This week, Orange County faced an active crisis: a storage tank holding a hazardous chemical forced the evacuation of 40,000 residents and closed schools. The incident is a sobering reminder that San Diego County sits in the same ecosystem, shares the same air and water systems, and depends on the same prevention practices to keep neighborhoods safe.
Storage tanks fail. Containers corrode. Labels fade. But the difference between a contained incident and a community emergency often comes down to one thing: whether hazardous material was handled by people who know what they are doing. Industrial tanks require inspection, maintenance, and compliance oversight. Household and small-business hazardous waste requires the same discipline—just at a smaller scale.

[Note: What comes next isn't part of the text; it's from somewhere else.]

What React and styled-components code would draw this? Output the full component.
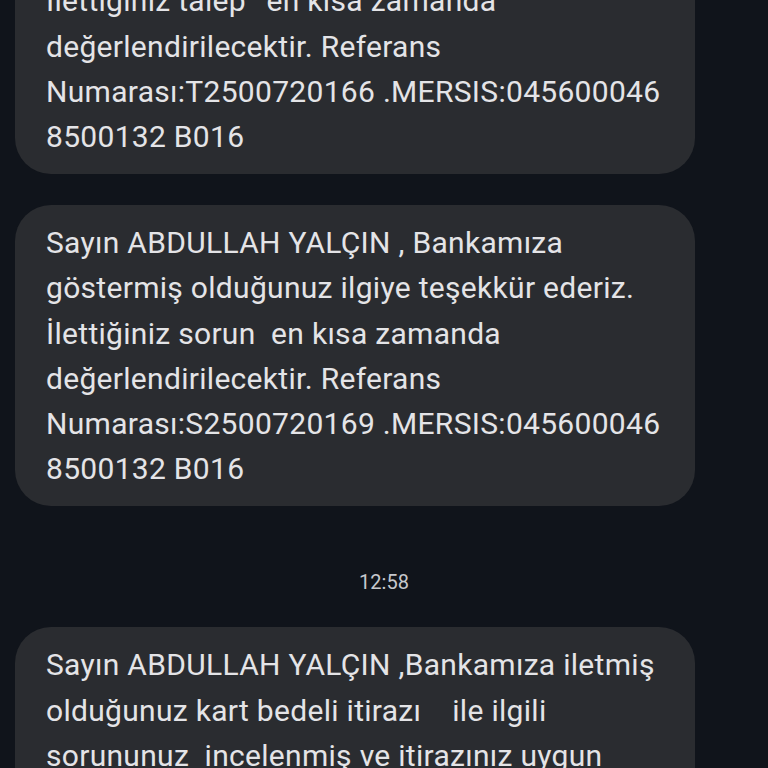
import React from 'react';
import styled, { createGlobalStyle } from 'styled-components';

const GlobalStyle = createGlobalStyle`
  html, body {
    margin: 0;
    padding: 0;
    background: #10141b;
    overflow: hidden;
  }
`;

const Screen = styled.div`
  width: 768px;
  height: 768px;
  overflow: hidden;
  background: #10141b;
  font-family: Roboto, "Noto Sans", sans-serif;
`;

const Thread = styled.div`
  display: flex;
  flex-direction: column;
  align-items: flex-start;
  gap: 31px;
  padding: 0 0 0 15px;
  margin-top: -127px;
`;

const Bubble = styled.div`
  box-sizing: border-box;
  width: 680px;
  background: #2a2c30;
  border-radius: 36px;
  padding: 15px 10px 15px 31px;
  color: #e4e4e7;
  font-size: 30px;
  line-height: 45.2px;
  white-space: pre;
  letter-spacing: 0.3px;
`;

const Stamp = styled.div`
  align-self: stretch;
  text-align: center;
  color: #c6c8cd;
  font-size: 20px;
  line-height: 24px;
  padding: 33px 15px 0 0;
  margin-bottom: 2px;
`;

const messages = [
  {
    id: 1,
    text:
      'Sayın ABDULLAH YALÇIN , Bankamıza\n' +
      'göstermiş olduğunuz ilgiye teşekkür ederiz.\n' +
      "İlettiğiniz talep'  en kısa zamanda\n" +
      'değerlendirilecektir. Referans\n' +
      'Numarası:T2500720166 .MERSIS:045600046\n' +
      '8500132 B016',
  },
  {
    id: 2,
    text:
      'Sayın ABDULLAH YALÇIN , Bankamıza\n' +
      'göstermiş olduğunuz ilgiye teşekkür ederiz.\n' +
      'İlettiğiniz sorun  en kısa zamanda\n' +
      'değerlendirilecektir. Referans\n' +
      'Numarası:S2500720169 .MERSIS:045600046\n' +
      '8500132 B016',
  },
  { id: 't', stamp: '12:58' },
  {
    id: 3,
    text:
      'Sayın ABDULLAH YALÇIN ,Bankamıza iletmiş\n' +
      'olduğunuz kart bedeli itirazı    ile ilgili\n' +
      'sorununuz  incelenmiş ve itirazınız uygun\n' +
      'bulunmuştur.',
  },
];

export default function App() {
  return (
    <Screen>
      <GlobalStyle />
      <Thread>
        {messages.map((m) =>
          m.stamp ? (
            <Stamp key={m.id}>{m.stamp}</Stamp>
          ) : (
            <Bubble key={m.id}>{m.text}</Bubble>
          )
        )}
      </Thread>
    </Screen>
  );
}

In San Diego, East County, Chula Vista, and La Mesa, homeowners, roofers, and remodelers handle paint, solvents, pesticides, batteries, and oils every day. If those materials end up in a trash bin, storm drain, or illegal dump site, they do not disappear. They migrate into soil, groundwater, and eventually drinking water supplies. Unlike Orange County's evacuations, that contamination spreads quietly and invisibly.
The good news: disposal is straightforward. San Diego offers multiple hazardous waste drop-off events and permanent facilities. Contractors and property managers can arrange pickups. The cost is modest. The paperwork is minimal. What matters is intention—the decision to do it right instead of the quick way.
Orange County's crisis is not a warning about negligence miles away. It is a call to integrity in our own disposal choices. When you choose a licensed facility and keep a receipt, you are not just following rules. You are protecting the people who live downstream of your property, the aquifers that feed our region, and the reputation of your business.
What to do with your next load
- Identify every hazardous material on your property: paint, solvents, pesticides, pool chemicals, old batteries, fluorescent bulbs, motor oil. List them and note quantities.
- Contact the City of San Diego, your county hazardous waste program, or QuickDumpNow to schedule drop-off or pickup. Most services are free or low-cost for households.
- Never pour hazardous waste down the drain, bury it, or place it in regular trash. Document disposal with a receipt or manifest for your records and peace of mind.
- If you hire contractors—roofers, painters, landscapers—ask them how they dispose of hazardous materials and request proof of disposal. Make it a contract requirement.
- For small businesses and property managers: set up a quarterly or annual hazardous waste audit. Know what is stored, where it is stored, and when it will be disposed of legally.